Having been a banner wrangler in the past I was familiar with the claims being made about the pvc tubes. The tubes themselves are not illegal. According to the NYPD, “the carrying of signs or objects at a demonstration is protected First Amendment activity. However, where it can be shown that the object carried, i.e. a wooden pole with a sign attached or a bat, (italics mine - a bat?!) has the potential for being used as a weapon, the police may prohibit the carrying of the object during the demonstration. Persons who insist on carrying objects that are potential weapons should be directed to put the object down and leave the area of the demonstration. If they refuse to do so and continue to congregate with others in the demonstration, they may be arrested for Disorderly Conduct, Penal Law Section 240.20.” Clearly, the OTS banner is NOT a weapon, nor is it a structure that would violate the Parks Department’s prohibition on “unlawful camping.” Reading through the current rules and regulations concerning the regulated uses of the NYC parks, it would seem that our constitutional right “peaceably to assemble” now requires the permission of the parks Commissioner when we chose to exercise it in our city parks.

Once away from the circle, I decided to mic check to the crowd as I was particularly struck by the absurdity of the situation, and hoped that shedding some light on it while it was occurring might raise the awareness of folks in the park. Some occupiers seemed upset when I was vocal about the situation, perhaps recognizing that this engineered conflict was a distraction and not wanting us to focus on it. My concern was that people, particularly those outside of OWS, should know why the police action was being taken - that it was not really about plastic tubes, but about the suppression of OWS.

Back in February of 2002, I was stopped by NYPD on the sidewalk when leaving a demonstration focused on the World Economic Forum that was happening in NYC that year. I was blocks away from the demonstration when I saw two officers that had been deployed to protect a nearby Starbucks. One of the officers demanded that I surrender the cardboard tube that my sign was stapled to.

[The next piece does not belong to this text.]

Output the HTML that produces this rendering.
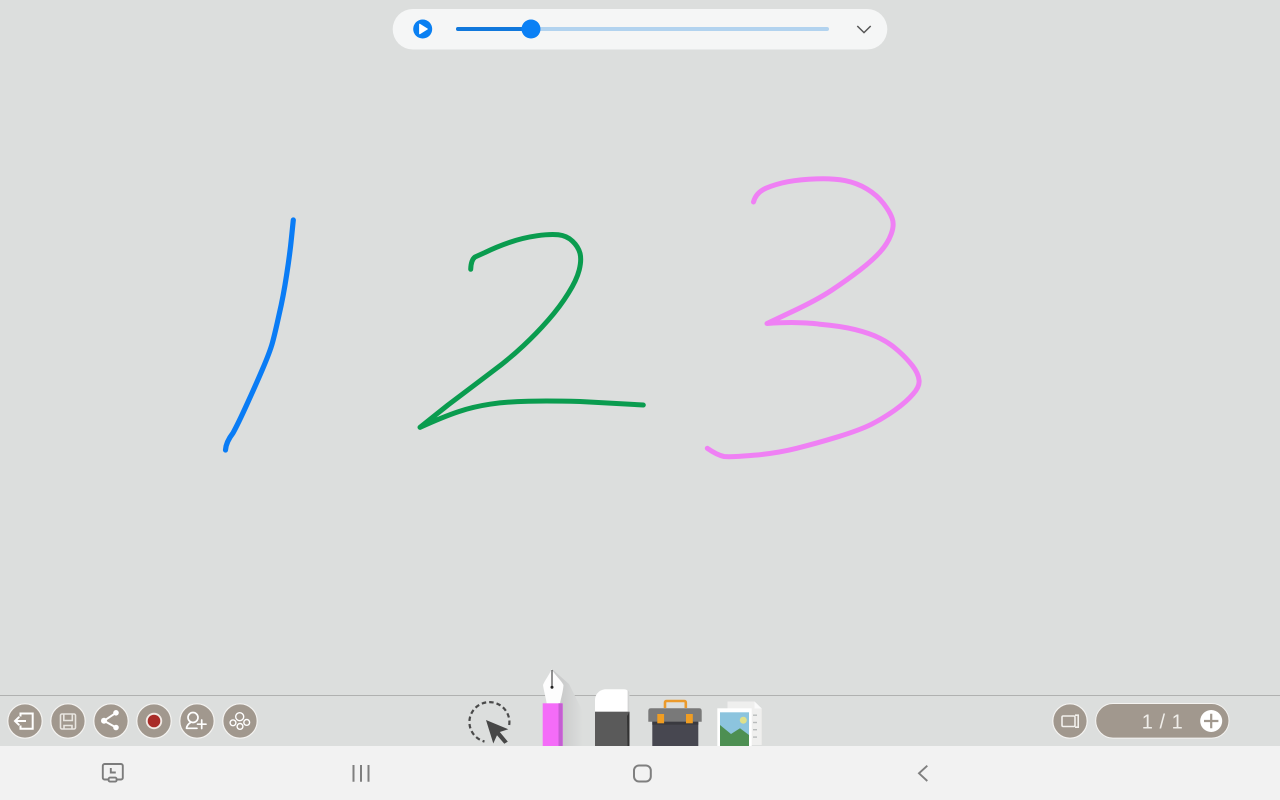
<!DOCTYPE html>
<html lang="en">
<head>
<meta charset="utf-8">
<title>Whiteboard</title>
<style>
html,body{margin:0;padding:0;width:1280px;height:800px;overflow:hidden;background:#dcdedd}
svg{display:block;position:absolute;left:0;top:0;filter:blur(0.3px)}
</style>
</head>
<body>
<svg width="1280" height="800" viewBox="0 0 1280 800" xmlns="http://www.w3.org/2000/svg">
<defs>
<linearGradient id="sh" x1="0" y1="0" x2="1" y2="0"><stop offset="0.35" stop-color="#cbcccc"/><stop offset="1" stop-color="#dcdedd"/></linearGradient>
<clipPath id="cv"><rect x="0" y="0" width="1280" height="746"/></clipPath>
</defs>
<rect width="1280" height="800" fill="#dcdedd"/>

<!-- top player -->
<rect x="392.7" y="9" width="494.6" height="40.5" rx="20.2" fill="#f5f6f6"/>
<circle cx="422.7" cy="29" r="9.5" fill="#0a80f2"/>
<path d="M419.6 24.2V33.8L427.4 29Z" fill="#fff" stroke="#fff" stroke-width="1" stroke-linejoin="round"/>
<line x1="458" y1="29" x2="827" y2="29" stroke="#b2d3ef" stroke-width="4" stroke-linecap="round"/>
<line x1="458" y1="29" x2="531" y2="29" stroke="#1078dc" stroke-width="4" stroke-linecap="round"/>
<circle cx="531" cy="29" r="9.5" fill="#0a80f5"/>
<path d="M857.3 26L864 32.6L870.7 26" fill="none" stroke="#555" stroke-width="1.5"/>

<!-- drawn digits -->
<path d="M293.3 220L291.6 236.6Q290 253.3 286.6 275Q283.3 296.7 279 315Q275 333.3 272.5 342.5Q270 351.7 262.5 369.2Q255 386.7 246.6 405Q238.3 423.3 233 433Q226 442 225.5 450" fill="none" stroke="#0a7cf5" stroke-width="5.2" stroke-linecap="round" stroke-linejoin="round"/>
<path d="M470.7 269.3Q471 260 475 257Q479 255.2 485 252.5Q496.7 246.7 510 242.2Q523.3 237.7 536.7 235.8Q550 234 558.3 234.8Q566.7 235.7 572.5 241.2Q578.3 246.7 580 253.3Q581.7 260 579.2 270Q576.7 280 568.3 293.3Q560 306.7 548.3 320Q536.7 333.3 523.3 345.8Q510 358.3 493.3 370.8Q476.7 383.3 448 405L420 427.3Q443.3 416.7 458.3 411.7Q473.3 406.7 490 404.2Q506.7 401.7 528.3 401.2Q550 400.7 580 401.5L643.3 405" fill="none" stroke="#0a9c4f" stroke-width="5" stroke-linecap="round" stroke-linejoin="round"/>
<path d="M753.5 202Q756 192.5 766 188.2Q776 184 788 181.7Q800 179.5 816.5 178.9Q833 178.3 845 180.6Q857 183 867 189Q877 195 883.5 203.5Q890 212 892.2 218.5Q894.5 225 891.2 234Q888 243 880.5 251.5Q873 260 860 270Q847 280 832 290Q817 300 792 311.7L767 323.5Q785 322.2 800 322.7T820 324.3Q840 326 855 329.6Q870 333.3 880 338.3Q890 343.3 898.3 350.8Q906.7 358.3 912.5 365.8Q918.3 373.3 919 380Q920 386 913.3 393.8Q906.7 401.7 895 410Q883.3 418.3 871.6 424.2Q860 430 838.3 436.7Q816.7 443.3 796.7 448.3Q776.7 453.3 753.3 455.3Q730 457.3 724 456.5Q717 455 707.3 448.3" fill="none" stroke="#ef80f4" stroke-width="5" stroke-linecap="round" stroke-linejoin="round"/>

<!-- toolbar divider -->
<rect x="0" y="695" width="1280" height="1" fill="#b0b1b0"/>

<!-- left round buttons -->
<g fill="#a1988e" stroke="#f4f3f1" stroke-width="1.2">
<circle cx="25" cy="721" r="17.2"/><circle cx="68" cy="721" r="17.2"/><circle cx="111" cy="721" r="17.2"/><circle cx="154" cy="721" r="17.2"/><circle cx="197" cy="721" r="17.2"/><circle cx="240" cy="721" r="17.2"/><circle cx="1070" cy="721" r="17.2"/>
</g>
<!-- exit -->
<g fill="none" stroke="#fff" stroke-width="2">
<path d="M20.5 716.5V713.5H32.7V728.8H20.5V725.5"/>
<path d="M15 721H26"/>
<path d="M19.3 716.8L15 721L19.3 725.2"/>
</g>
<!-- save -->
<g fill="none" stroke="#e8e5e0" stroke-width="1.6">
<rect x="60.5" y="714" width="15" height="15" rx="1.5"/>
<path d="M63.8 714V720.5H72.3V714"/>
<path d="M64 729V725.5H72V729"/>
</g>
<!-- share -->
<g fill="#fff" stroke="#fff">
<path d="M116 712.8L104 720.8L116 727.5" fill="none" stroke-width="2"/>
<circle cx="116" cy="712.8" r="2.8" stroke="none"/>
<circle cx="104" cy="720.8" r="3" stroke="none"/>
<circle cx="116" cy="727.5" r="2.8" stroke="none"/>
</g>
<!-- record -->
<circle cx="154" cy="721" r="8.2" fill="#f2ebe6"/>
<circle cx="154" cy="721" r="6.3" fill="#a92c28"/>
<!-- add user -->
<g fill="none" stroke="#fff" stroke-width="1.7" stroke-linecap="round">
<circle cx="193" cy="717.5" r="5"/>
<path d="M186.5 728.3H197M186.5 728.3C186.8 725 189 723.5 190.5 722.5"/>
<path d="M201.7 720V728.5M197.5 724.2H206"/>
</g>
<!-- collab -->
<g fill="none" stroke="#fff" stroke-width="1.4">
<circle cx="239.7" cy="716.7" r="4"/>
<circle cx="233" cy="722.8" r="2.9"/>
<circle cx="240" cy="726.4" r="2.9"/>
<circle cx="246.7" cy="722.4" r="2.9"/>
</g>

<!-- right controls -->
<g fill="none" stroke="#f2f0ec" stroke-width="1.6">
<rect x="1062" y="716" width="13" height="10.5" rx="1.2"/>
<path d="M1075 715.2H1078.2V727.2H1075"/>
</g>
<rect x="1095.7" y="703.5" width="133.3" height="34.6" rx="17.3" fill="#a1988e" stroke="#f4f3f1" stroke-width="1"/>
<text x="1162.5" y="728.5" text-anchor="middle" font-family="'Liberation Sans',sans-serif" font-size="20" letter-spacing="0.5" fill="#f0eeea">1 / 1</text>
<circle cx="1211.2" cy="721" r="11" fill="#fff"/>
<path d="M1211.2 713.8V728.2M1204 721H1218.4" stroke="#a1988e" stroke-width="2.2"/>

<g clip-path="url(#cv)">
<!-- lasso tool -->
<path d="M509.2 725A20 20 0 1 0 484.5 741.5" fill="none" stroke="#4a4a4a" stroke-width="2.2" stroke-dasharray="4.5 3"/>
<path d="M486 720L508.3 729.3L499.8 732L507.8 741.6L504.3 743.7L497 735.2L493.3 743.5Z" fill="#474747"/>

<!-- pen tool -->
<path d="M552 669L569 684L583 712V746H563V703H552Z" fill="url(#sh)"/>
<path d="M551.7 669.2C549 675 545 680 543 685C544 692 546 698 546.7 703.5H560C561 698 563 692 563.5 685C561 680 555 675 551.7 669.2Z" fill="#fdfdfd"/>
<path d="M552 670V687" stroke="#222" stroke-width="1"/>
<circle cx="552" cy="687.3" r="1.5" fill="#222"/>
<rect x="542.7" y="703.3" width="20" height="43" fill="#f46cf8"/>
<rect x="558.5" y="703.3" width="4.2" height="43" fill="#c45ed2"/>

<!-- eraser tool -->
<path d="M595 711.7V700C595 694 600 689.3 606 689.3H624C627 689.3 629.3 691.5 629.3 694.5V711.7Z" fill="#fff"/>
<path d="M627.6 690L629.4 692V711.7H627.6Z" fill="#d2d3d3"/>
<rect x="595" y="711.7" width="34.5" height="34.5" fill="#5a5a5a"/>
<path d="M627 716L629.5 711.7V746.2H627.5Z" fill="#333"/>

<!-- toolbox -->
<path d="M665 708V702.6Q665 701 666.8 701H684Q685.8 701 685.8 702.6V708" fill="none" stroke="#eb9a2c" stroke-width="2.6"/>
<path d="M648.3 721.7V711Q648.3 708.3 651 708.3H699Q701.7 708.3 701.7 711V721.7Z" fill="#797979"/>
<rect x="652.3" y="721.7" width="46" height="24.5" fill="#474750"/>
<rect x="652.3" y="721.7" width="46" height="3" fill="#3a3a40"/>
<rect x="657.3" y="714" width="6.8" height="9.3" fill="#f09d22"/>
<rect x="686" y="714" width="6.8" height="9.3" fill="#f09d22"/>

<!-- image tool -->
<path d="M727.5 701.5H754.5L761.7 708.5V745H727.5Z" fill="#efefee"/>
<path d="M754.5 701.5L761.7 708.5H754.5Z" fill="#fafafa"/>
<g fill="#b9bcbc"><rect x="753" y="714.5" width="4" height="1.4"/><rect x="753" y="721.8" width="4" height="1.4"/><rect x="753" y="729" width="4" height="1.4"/><rect x="753" y="736.4" width="4" height="1.4"/></g>
<rect x="717.3" y="708.3" width="34.4" height="38" fill="#fff"/>
<rect x="720" y="712.3" width="29" height="34" fill="#8cc4de"/>
<circle cx="743.3" cy="720.2" r="3.5" fill="#dfe08a"/>
<path d="M720 725L731 734L740 728.3L749 735V746.5H720Z" fill="#4d8f52"/>
</g>

<!-- navigation bar -->
<rect x="0" y="746" width="1280" height="54" fill="#f2f2f2"/>
<g fill="none" stroke="#7c7c7c" stroke-width="1.9">
<rect x="102.8" y="764" width="20" height="15.5" rx="1.8"/>
<rect x="108.6" y="777.6" width="8" height="4" rx="1.5" fill="#f2f2f2"/>
<path d="M110.8 768V772.5H115.8"/>
</g>
<g stroke="#7f7f7f" stroke-width="2"><path d="M353.5 765V781.7M361 765V781.7M368.5 765V781.7"/></g>
<rect x="634" y="765.5" width="16.8" height="16" rx="5" fill="none" stroke="#7f7f7f" stroke-width="2"/>
<path d="M927.3 765.7L919 773.3L927.3 781" fill="none" stroke="#7f7f7f" stroke-width="1.9"/>
</svg>
</body>
</html>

I asked them what would happen if I did not, and they told me that I would be detained until their superior arrived, and that he would decide what to do with me. I removed the tube (one of hundreds I had purchased months earlier) from my sign staple by staple as the officers looked on, and surrendered it to them. I lifted my sign high above my head as I walked down the block. I recall thinking about the police busily confiscating all of the x-mas wrapping paper that must have flooded that entire area of the city just a few weeks back, and how absurdly selective this confiscation of my property was.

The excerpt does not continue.